亚雌笑眯眯地打趣:“像您这么体贴的雄父,可不多见。”
安瑞脸色一顿,慌忙解释:“我……”
低头坐在旁边的诺拉忽然打断了安瑞的话:“雄父,咱们走吧。”
直到被诺拉推出了诊室,安瑞还是蒙的。
救命,他怎么就这么喜当爹了!
上辈子他和诺拉的关系是情侣,穿过来之后他给自己的定位是诺拉的哥哥,但是小诺拉管他叫叔叔,现在又直接管他叫爸爸。
这是什么地狱版五伦合一!
诺拉到底是为了报复他带诺拉来虫崽医院,还是心里真就这么想的啊?
安瑞简直欲哭无泪,排队缴费的时候顺便给自己买了瓶冰水。
他需要静静。
“一共一千三百二十八星币,消炎药一天一片,退烧针直接去一楼注射科打就行,祝您生活语愉快。
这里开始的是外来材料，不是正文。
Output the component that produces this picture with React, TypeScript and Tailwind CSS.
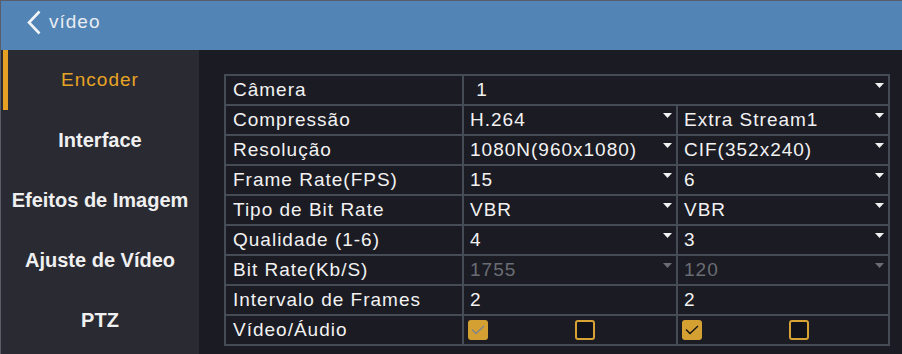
import { ReactNode } from 'react';

const MENU = ['Encoder', 'Interface', 'Efeitos de Imagem', 'Ajuste de Vídeo', 'PTZ'];

type Cell = { text: string; arrow?: boolean; disabled?: boolean };

const ROWS: { label: string; cells: Cell[] }[] = [
  { label: 'Compressão', cells: [{ text: 'H.264', arrow: true }, { text: 'Extra Stream1', arrow: true }] },
  { label: 'Resolução', cells: [{ text: '1080N(960x1080)', arrow: true }, { text: 'CIF(352x240)', arrow: true }] },
  { label: 'Frame Rate(FPS)', cells: [{ text: '15', arrow: true }, { text: '6', arrow: true }] },
  { label: 'Tipo de Bit Rate', cells: [{ text: 'VBR', arrow: true }, { text: 'VBR', arrow: true }] },
  { label: 'Qualidade (1-6)', cells: [{ text: '4', arrow: true }, { text: '3', arrow: true }] },
  { label: 'Bit Rate(Kb/S)', cells: [{ text: '1755', arrow: true, disabled: true }, { text: '120', arrow: true, disabled: true }] },
  { label: 'Intervalo de Frames', cells: [{ text: '2' }, { text: '2' }] },
];

function Arrow({ disabled }: { disabled?: boolean }) {
  return (
    <svg width="9" height="5" viewBox="0 0 9 5" className="absolute right-[4px] top-[7px]">
      <polygon points="0,0 9,0 4.5,5" fill={disabled ? '#6a6d74' : '#f2f2f2'} />
    </svg>
  );
}

function ValueCell({ cell, span }: { cell: Cell; span?: boolean }) {
  return (
    <div
      className={`relative flex items-center bg-[#1b1b23] pl-[6px] ${span ? 'col-span-2' : ''} ${
        cell.disabled ? 'text-[#6a6d74]' : 'text-[#f2f2f2]'
      }`}
    >
      <span className="whitespace-pre">{cell.text}</span>
      {cell.arrow && <Arrow disabled={cell.disabled} />}
    </div>
  );
}

function LabelCell({ children }: { children: ReactNode }) {
  return <div className="flex items-center bg-[#1b1b23] pl-[7px] text-[#f2f2f2]">{children}</div>;
}

function Check({ checked, mark }: { checked: boolean; mark?: string }) {
  if (!checked) {
    return <div className="w-[20px] h-[20px] rounded-[3px] border-2 border-[#d6a233] bg-[#12121a]" />;
  }
  return (
    <div className="w-[20px] h-[20px] rounded-[3px] bg-[#d4a032] flex items-center justify-center">
      <svg width="14" height="10" viewBox="0 0 14 10">
        <polyline points="1,4.5 5,8.5 13,1" fill="none" stroke={mark} strokeWidth="1.4" />
      </svg>
    </div>
  );
}

export default function App() {
  return (
    <div
      className="w-[902px] h-[354px] flex flex-col bg-[#1b1b23] border-t border-l border-[#5b5e68] overflow-hidden"
      style={{ fontFamily: '"Liberation Sans", Arial, sans-serif' }}
    >
      <header className="h-[49px] shrink-0 bg-[#5284b5] flex items-start pl-[26px] pt-[9px] gap-[8px]">
        <svg width="14" height="26" viewBox="0 0 14 26" className="mt-[0px]">
          <polyline points="12.5,1.5 2,12.5 12.5,23.5" fill="none" stroke="#f2f4f7" strokeWidth="2.6" />
        </svg>
        <span className="text-[19px] leading-[19px] tracking-[1px] text-[#e9edf2] mt-[2px]">vídeo</span>
      </header>

      <div className="flex flex-1 min-h-0">
        <nav className="w-[198px] shrink-0 bg-[#2a2a33] flex flex-col">
          {MENU.map((m, i) => (
            <div key={m} className="relative h-[60px] flex items-center justify-center">
              {i === 0 && <div className="absolute left-[2px] top-0 w-[5px] h-[60px] bg-[#e6a024]" />}
              {i === 0 ? (
                <span className="text-[19px] tracking-[1px] text-[#e8a424]">{m}</span>
              ) : (
                <span className="text-[20px] font-bold text-[#f0f0f0]">{m}</span>
              )}
            </div>
          ))}
        </nav>

        <main className="flex-1 pl-[25px] pt-[24px]">
          <div className="w-[666px] grid grid-cols-[236px_212px_210px] auto-rows-[28px] gap-[2px] p-[2px] bg-[#464c55] text-[19px] tracking-[1px]">
            <LabelCell>Câmera</LabelCell>
            <ValueCell cell={{ text: ' 1', arrow: true }} span />
            {ROWS.map((r) => (
              <div key={r.label} className="contents">
                <LabelCell>{r.label}</LabelCell>
                <ValueCell cell={r.cells[0]} />
                <ValueCell cell={r.cells[1]} />
              </div>
            ))}
            <LabelCell>Vídeo/Áudio</LabelCell>
            <div className="bg-[#1b1b23] flex items-center pl-[4px] gap-[87px]">
              <Check checked mark="#80848c" />
              <Check checked={false} />
            </div>
            <div className="bg-[#1b1b23] flex items-center pl-[4px] gap-[87px]">
              <Check checked mark="#141418" />
              <Check checked={false} />
            </div>
          </div>
        </main>
      </div>
    </div>
  );
}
”收银台的小雌虫声音又脆又甜。
安瑞轻轻叹了口气。
在搞清楚诺拉到底把他当成什么之前,他是没法愉快了。
接过药片和退烧针,安瑞带着诺拉下楼去注射科。
冬季是感冒高发季节,注射科门口排了三四只小虫崽,全是来打退烧针的。
只见排在最前面的小虫崽被雌父抱在怀里,站在旁边慈眉善目的亚雌护士扒开小虫崽的裤子,狠狠一针扎在小虫崽圆滚滚的屁股上。
小虫崽哇地一声就哭了,两条小腿乱蹬,但护士不为所动,直到把针里的全部液体都推进去才算完事。
“真棒。”亚雌护士又恢复了和善的表情,给依旧抽泣的小虫崽胸口贴了朵大红花,“崽崽真勇敢。”